→ Data shown:
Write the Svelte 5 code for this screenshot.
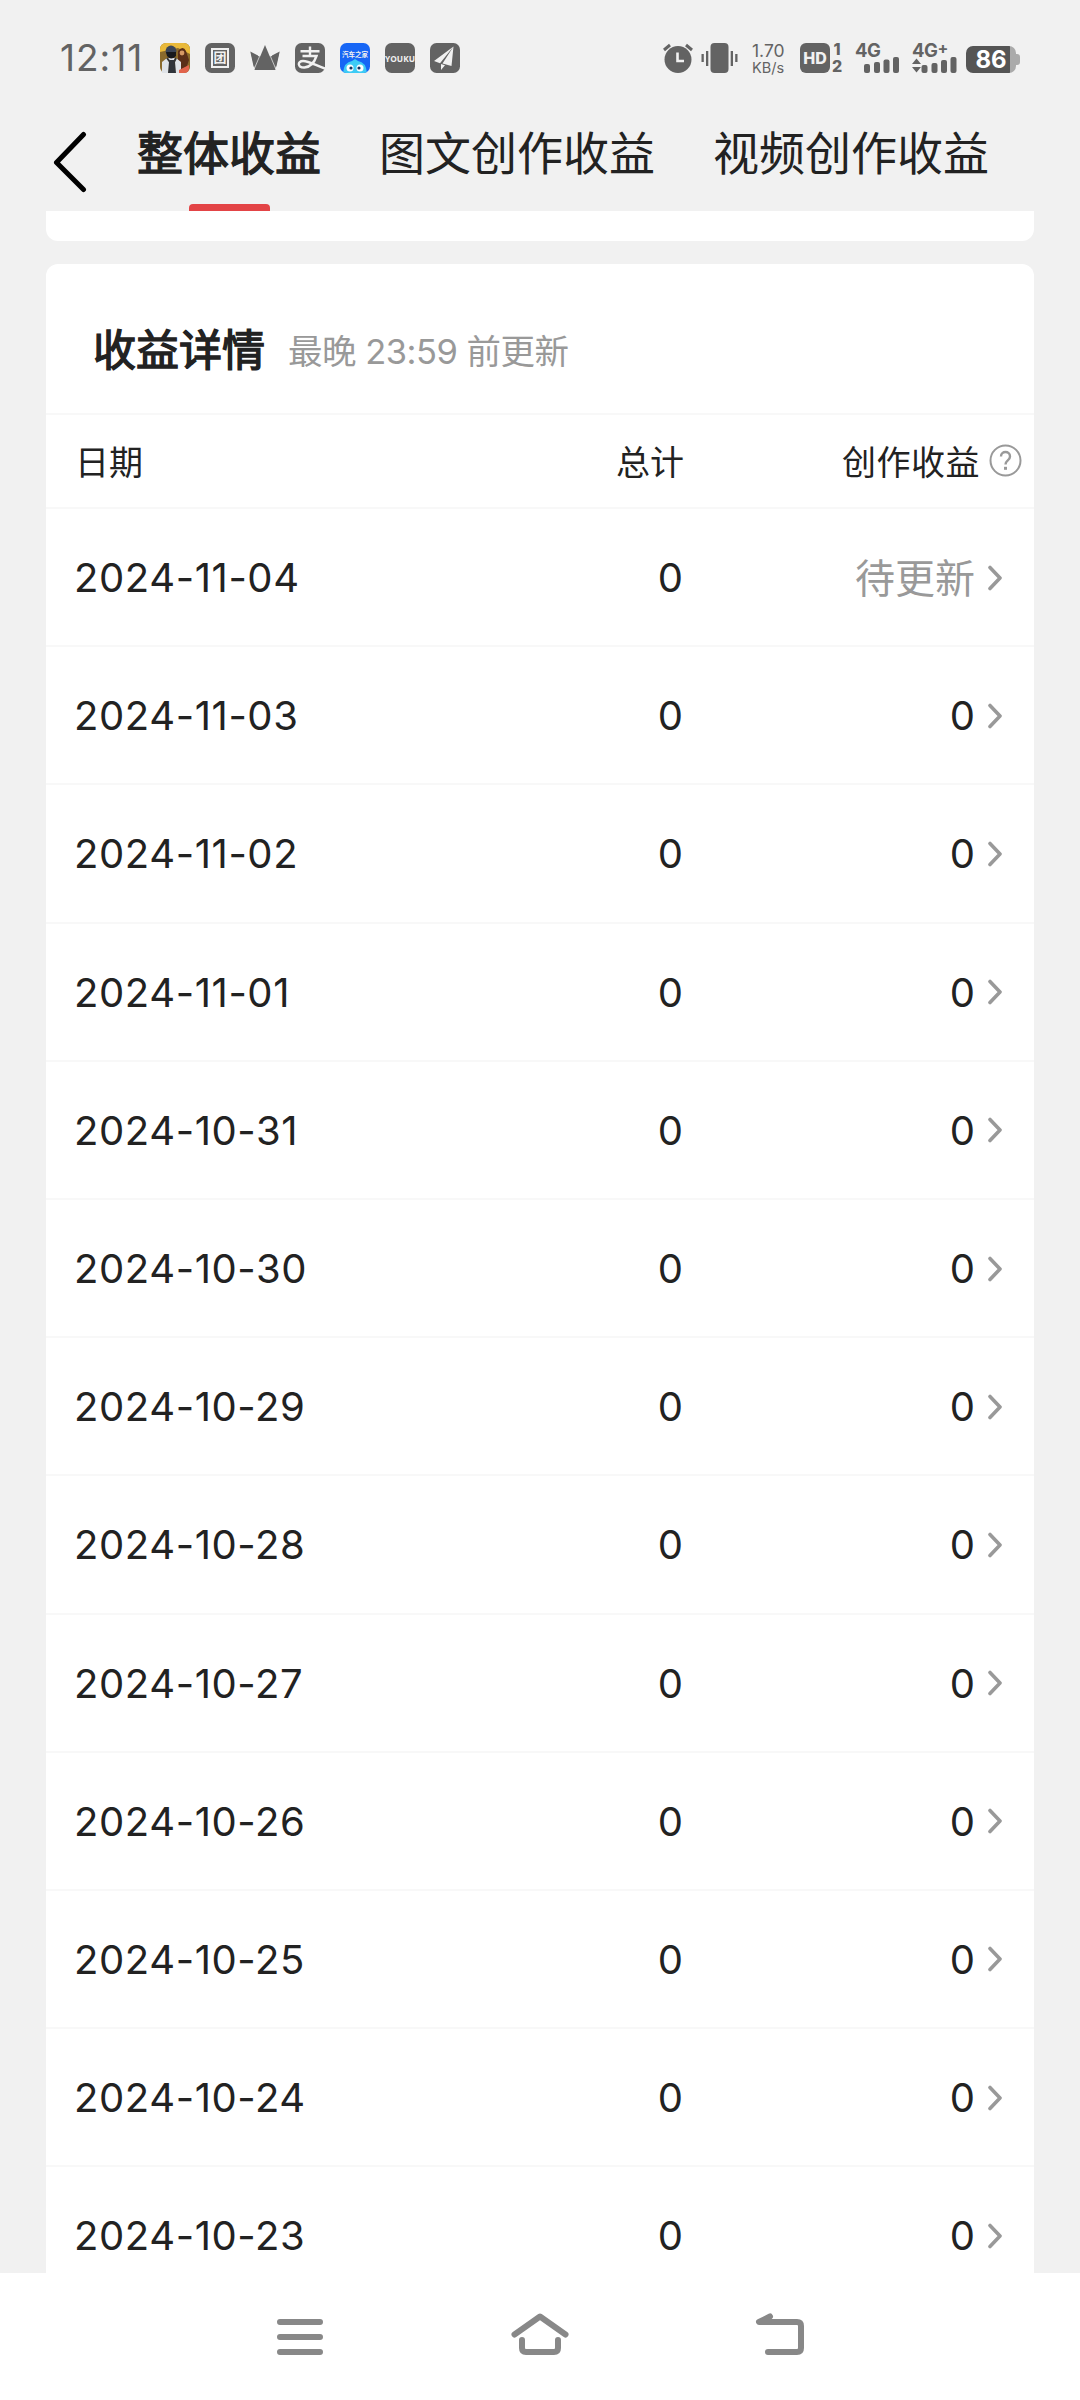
<script>
    let tabs = ["整体收益", "图文创作收益", "视频创作收益"]
    let active = 0

    let rows = [
        {date: "2024-11-04", total: "0", income: "待更新", pending: true},
        {date: "2024-11-03", total: "0", income: "0"},
        {date: "2024-11-02", total: "0", income: "0"},
        {date: "2024-11-01", total: "0", income: "0"},
        {date: "2024-10-31", total: "0", income: "0"},
        {date: "2024-10-30", total: "0", income: "0"},
        {date: "2024-10-29", total: "0", income: "0"},
        {date: "2024-10-28", total: "0", income: "0"},
        {date: "2024-10-27", total: "0", income: "0"},
        {date: "2024-10-26", total: "0", income: "0"},
        {date: "2024-10-25", total: "0", income: "0"},
        {date: "2024-10-24", total: "0", income: "0"},
        {date: "2024-10-23", total: "0", income: "0"}
    ]
</script>

<main class="screen">
    <div class="statusbar">
        <span class="clock">12:11</span>
        <div class="apps">
            <!-- game -->
            <svg width="30" height="30" viewBox="0 0 30 30">
                <rect width="30" height="30" rx="6" fill="#8a6a2c"/>
                <path d="M6 0h18a6 6 0 0 1 6 6v5L18 5 0 9V6a6 6 0 0 1 6-6z" fill="#e9b93a"/>
                <path d="M18 8q5-6 8 0l3 9-3 9h-8z" fill="#5b2f18"/>
                <circle cx="22" cy="10" r="2.4" fill="#d79a66"/>
                <path d="M2 30V19l5-4h9l5 4v11z" fill="#dfe3e8"/>
                <path d="M7 15l3 4-1 11M16 15l-2 4 1 11" stroke="#333" stroke-width="2" fill="none"/>
                <path d="M10 17h4l1 13H9z" fill="#30343b"/>
                <circle cx="11" cy="8" r="5.4" fill="#3b4557"/>
                <path d="M6 9h10v4q-5 5-9 0z" fill="#17191d"/>
                <path d="M19 27l10-5v3q0 5-5 5h-5z" fill="#e2644c"/>
            </svg>
            <span class="app"><span class="frame">团</span></span>
            <!-- crown -->
            <svg width="30" height="30" viewBox="0 0 30 30" fill="#636363">
                <path d="M15 2l10.500 25h-21z"/>
                <path d="M.3 8.500l7.700 4L3.700 24zM29.700 8.500l-7.700 4L26.300 24z"/>
                <path d="M1 10l4 17h3l3-13-3-1zM29 10l-4 17h-3l-3-13 3-1z"/>
                <path d="M9.500 13.500L4.200 26M20.500 13.500l5.300 12.500" stroke="#f1f1f1" stroke-width=".7"/>
            </svg>
            <!-- pay -->
            <svg width="30" height="30" viewBox="0 0 30 30">
                <rect width="30" height="30" rx="6.500" fill="#636363"/>
                <g fill="none" stroke="#f1f1f1" stroke-width="2.400">
                    <path d="M5.500 8.200h19M15 3.500v9.500M7.500 13h14c-2 6-6 11-12 11.500-7 .3-7.500-6.500-1.500-6.500 6 0 13 4.500 22 7.500"/>
                </g>
            </svg>
            <!-- car app -->
            <span class="app blue">
                <span class="blue-text">汽车之家</span>
                <svg width="30" height="14" viewBox="0 0 30 14">
                    <path d="M3 14Q4 3 12 2l3-2 3 2q8 1 9 12z" fill="#3ecbf5"/>
                    <circle cx="10" cy="9" r="3.500" fill="#fff"/>
                    <circle cx="20" cy="9" r="3.500" fill="#fff"/>
                    <circle cx="11" cy="9" r="1.600" fill="#12335e"/>
                    <circle cx="19" cy="9" r="1.600" fill="#12335e"/>
                </svg>
            </span>
            <span class="app youku">YOUKU</span>
            <!-- paper plane -->
            <svg width="30" height="30" viewBox="0 0 30 30">
                <rect width="30" height="30" rx="6.500" fill="#636363"/>
                <path d="M23.500 3.500L4 18l6 2.200zM23.500 3.500L12.500 20.500l9 2.500zM11 21v6l4-4.700z" fill="#f1f1f1"/>
            </svg>
        </div>
        <div class="system">
            <!-- alarm -->
            <svg class="alarm" width="30" height="30" viewBox="0 0 30 30">
                <circle cx="15" cy="16.500" r="13.500" fill="#636363"/>
                <path d="M1 7l6-5M29 7l-6-5" stroke="#636363" stroke-width="3"/>
                <path d="M14.500 9.500V18H21" stroke="#f1f1f1" stroke-width="2.600" fill="none"/>
            </svg>
            <!-- vibrate -->
            <svg class="vibrate" width="37" height="30" viewBox="0 0 37 30" fill="#636363">
                <rect x="9.500" width="18" height="30" rx="4"/>
                <rect x="5" y="8" width="2.300" height="15"/>
                <rect x=".5" y="11" width="2.300" height="8"/>
                <rect x="29.700" y="8" width="2.300" height="15"/>
                <rect x="34.200" y="11" width="2.300" height="8"/>
            </svg>
            <div class="speed"><span>1.70</span><span class="unit">KB/s</span></div>
            <span class="hd">HD</span>
            <div class="sims"><span>1</span><span>2</span></div>
            <div class="signal first">
                <span>4G</span>
                <svg width="36" height="16" viewBox="0 0 36 16" fill="#636363">
                    <rect x="0" y="7" width="6" height="9" rx="2"/>
                    <rect x="10" y="5" width="6" height="11" rx="2"/>
                    <rect x="19.500" y="2.500" width="6" height="13.500" rx="2"/>
                    <rect x="29" y="0" width="6" height="16" rx="2"/>
                </svg>
            </div>
            <div class="signal">
                <span>4G<sup>+</sup></span>
                <svg width="45" height="16" viewBox="0 0 45 16" fill="#636363">
                    <path d="M0 7l4.500-5.500L9 7zM0 10h9l-4.500 5.500z"/>
                    <rect x="9.500" y="8" width="6" height="8" rx="2"/>
                    <rect x="19.500" y="6" width="6" height="10" rx="2"/>
                    <rect x="29" y="3" width="6" height="13" rx="2"/>
                    <rect x="38.500" y="0" width="6" height="16" rx="2"/>
                </svg>
            </div>
            <div class="battery">86</div>
        </div>
    </div>

    <nav class="tabs">
        <svg class="back" width="34" height="62" viewBox="0 0 34 62">
            <path d="M30.500 3.500L3.500 31.500l27 27" fill="none" stroke="#000" stroke-width="5" stroke-linecap="round" stroke-linejoin="round"/>
        </svg>
        {#each tabs as tab, i}
            <button class="tab" class:active={i === active} on:click={() => active = i}>{tab}</button>
        {/each}
    </nav>

    <div class="content">
        <section class="card previous"></section>
        <section class="card">
            <header>
                <h2>收益详情</h2>
                <span class="hint">最晚 23:59 前更新</span>
            </header>
            <div class="row head">
                <span>日期</span>
                <span class="total">总计</span>
                <span class="income">
                    创作收益
                    <svg width="33" height="33" viewBox="0 0 33 33" fill="none" stroke="#999" stroke-width="2">
                        <circle cx="16.500" cy="16.500" r="15"/>
                        <path d="M12 12.500c0-6 9-6 9 0 0 4-4.500 3.800-4.500 8" stroke-width="2.400"/>
                        <path d="M16.500 22.800v3" stroke-width="3"/>
                    </svg>
                </span>
            </div>
            {#each rows as row}
                <div class="row">
                    <span class="date">{row.date}</span>
                    <span class="total">{row.total}</span>
                    <span class="income" class:pending={row.pending}>
                        <span>{row.income}</span>
                        <svg width="16" height="26" viewBox="0 0 16 26">
                            <path d="M3 2.500L13 13 3 23.500" fill="none" stroke="#999" stroke-width="3.600" stroke-linecap="round" stroke-linejoin="round"/>
                        </svg>
                    </span>
                </div>
            {/each}
        </section>
    </div>

    <footer class="navbar">
        <svg width="60" height="48" viewBox="0 0 60 48">
            <path d="M10 9h40M10 24h40M10 39h40"/>
        </svg>
        <svg width="60" height="48" viewBox="0 0 60 48">
            <path d="M4.500 21.500L30 3.500l25.500 18M12 27v8q0 4 4 4h28q4 0 4-4v-8"/>
        </svg>
        <svg width="60" height="48" viewBox="0 0 60 48">
            <path d="M20 3.500L9 9h38q4 0 4 4v22q0 4-4 4H18"/>
        </svg>
    </footer>
</main>

<style>
:global(body) {
    margin: 0;
    background: #f1f1f1;
}

.screen {
    display: flex;
    flex-direction: column;
    box-sizing: border-box;
    width: 1080px;
    height: 2400px;
    overflow: hidden;
    background: #f1f1f1;
    color: #222;
    font-family: Inter, "Noto Sans CJK SC", sans-serif;
}

.statusbar {
    display: flex;
    align-items: center;
    flex: none;
    height: 116px;
    padding: 0 61px 0 60px;
    color: #636363;
}

.statusbar svg {
    display: block;
}

.clock {
    width: 100px;
    font-size: 37px;
    line-height: 40px;
    letter-spacing: 1px;
}

.apps {
    display: flex;
    gap: 15px;
}

.app {
    display: flex;
    align-items: center;
    justify-content: center;
    width: 30px;
    height: 30px;
    border-radius: 6.5px;
    background: #636363;
    color: #f1f1f1;
    overflow: hidden;
}

.frame {
    width: 14px;
    height: 16px;
    border: 2px solid #f1f1f1;
    font-size: 13px;
    line-height: 15px;
    font-weight: bold;
    text-align: center;
}

.blue {
    flex-direction: column;
    justify-content: flex-end;
    background: #1766f5;
}

.blue-text {
    font-size: 6.5px;
    line-height: 8px;
    font-weight: bold;
    white-space: nowrap;
}

.youku {
    font-family: "Open Sans", sans-serif;
    font-size: 8.3px;
    font-weight: bold;
}

.system {
    display: flex;
    align-items: center;
    height: 30px;
    margin-left: auto;
}

.vibrate {
    margin-left: 8px;
}

.speed {
    display: flex;
    flex-direction: column;
    width: 36px;
    margin: 0 12px 0 14px;
    font-size: 17.5px;
    line-height: 18px;
}

.speed span {
    white-space: nowrap;
}

.speed .unit {
    font-size: 14.5px;
    line-height: 15px;
}

.hd {
    width: 30px;
    height: 30px;
    border-radius: 6px;
    background: #636363;
    color: #f1f1f1;
    font-size: 16px;
    line-height: 30px;
    font-weight: 800;
    text-align: center;
}

.sims {
    display: flex;
    flex-direction: column;
    width: 12px;
    margin: 0 12px 0 1px;
    font-size: 16px;
    line-height: 17px;
    font-weight: 800;
    text-align: center;
}

.signal {
    display: flex;
    flex-direction: column;
    align-items: flex-start;
    justify-content: space-between;
    width: 45px;
    height: 30px;
    margin-right: 9px;
    font-size: 18.5px;
    line-height: 15px;
    font-weight: 700;
    letter-spacing: -0.5px;
    white-space: nowrap;
}

.signal.first {
    align-items: flex-end;
    margin-right: 12px;
}

.signal.first span {
    align-self: flex-start;
}

.signal span {
    height: 14px;
}

.signal sup {
    font-size: 16px;
    line-height: 0;
    vertical-align: 3px;
}

.battery {
    position: relative;
    width: 50px;
    height: 27px;
    margin: 3px 3px 0 0;
    border-radius: 7px;
    background: linear-gradient(to right, #555 0 44px, #aaa 44px);
    color: #fff;
    font-size: 24px;
    line-height: 28px;
    font-weight: 700;
    text-align: center;
}

.battery::after {
    content: "";
    position: absolute;
    left: 50px;
    top: 8px;
    width: 4px;
    height: 11px;
    border-radius: 0 3px 3px 0;
    background: #aaa;
}

.tabs {
    display: flex;
    flex: none;
    height: 95px;
    padding-left: 53px;
}

.back {
    flex: none;
    margin: 15px 50px 0 0;
}

.tab {
    display: flex;
    flex-direction: column;
    align-items: center;
    justify-content: space-between;
    margin: 0 58px 0 0;
    padding: 1px 0 0;
    border: none;
    background: none;
    color: #222;
    font: 46px/66px "Noto Sans CJK SC", sans-serif;
    white-space: nowrap;
}

.tab.active {
    -webkit-text-stroke: 1.3px #222;
}

.tab.active::after {
    content: "";
    width: 81px;
    height: 7px;
    border-radius: 4px 4px 0 0;
    background: #e34446;
}

.content {
    display: flex;
    flex-direction: column;
    flex: 1;
    gap: 23px;
    min-height: 0;
    padding: 0 46px;
    overflow: hidden;
}

.card {
    flex: none;
    border-radius: 12px;
    background: #fff;
}

.previous {
    height: 30px;
    border-radius: 0 0 12px 12px;
}

.card header {
    display: flex;
    align-items: center;
    height: 149px;
    padding: 0 47px;
}

h2 {
    margin: 23px 23px 0 0;
    font-size: 43px;
    line-height: 60px;
    font-weight: normal;
    -webkit-text-stroke: 1.4px #222;
}

.hint {
    margin-top: 27px;
    color: #999;
    font-size: 34.5px;
    line-height: 50px;
    letter-spacing: -0.5px;
}

.row {
    display: grid;
    grid-template-columns: 300px 309px 1fr;
    align-items: center;
    box-sizing: border-box;
    height: 138.2px;
    padding: 1px 31px 0 28px;
    border-top: 2px solid #f8f8f8;
    font-size: 40px;
}

.row.head {
    height: 94px;
    padding: 0 12px 2px 29px;
    font-size: 34px;
}

.date {
    letter-spacing: 0.6px;
}

.total {
    text-align: right;
}

.income {
    display: flex;
    align-items: center;
    justify-content: flex-end;
    gap: 12px;
}

.head .income {
    gap: 9px;
    letter-spacing: 0.5px;
}

.pending {
    color: #999;
}

.pending span {
    margin-top: -4px;
}

.navbar {
    display: flex;
    align-items: center;
    justify-content: center;
    gap: 180px;
    flex: none;
    height: 127px;
    background: #fff;
}

.navbar svg {
    fill: none;
    stroke: #888;
    stroke-width: 6;
    stroke-linecap: round;
    stroke-linejoin: round;
}
</style>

→ Work to be completed:
Only the lines from the start of the material through the line containing "let active = 0" should be transcribed. Pictures stay out.

→ Final result:
Write the Svelte 5 code for this screenshot.
<script>
    let tabs = ["整体收益", "图文创作收益", "视频创作收益"]
    let active = 0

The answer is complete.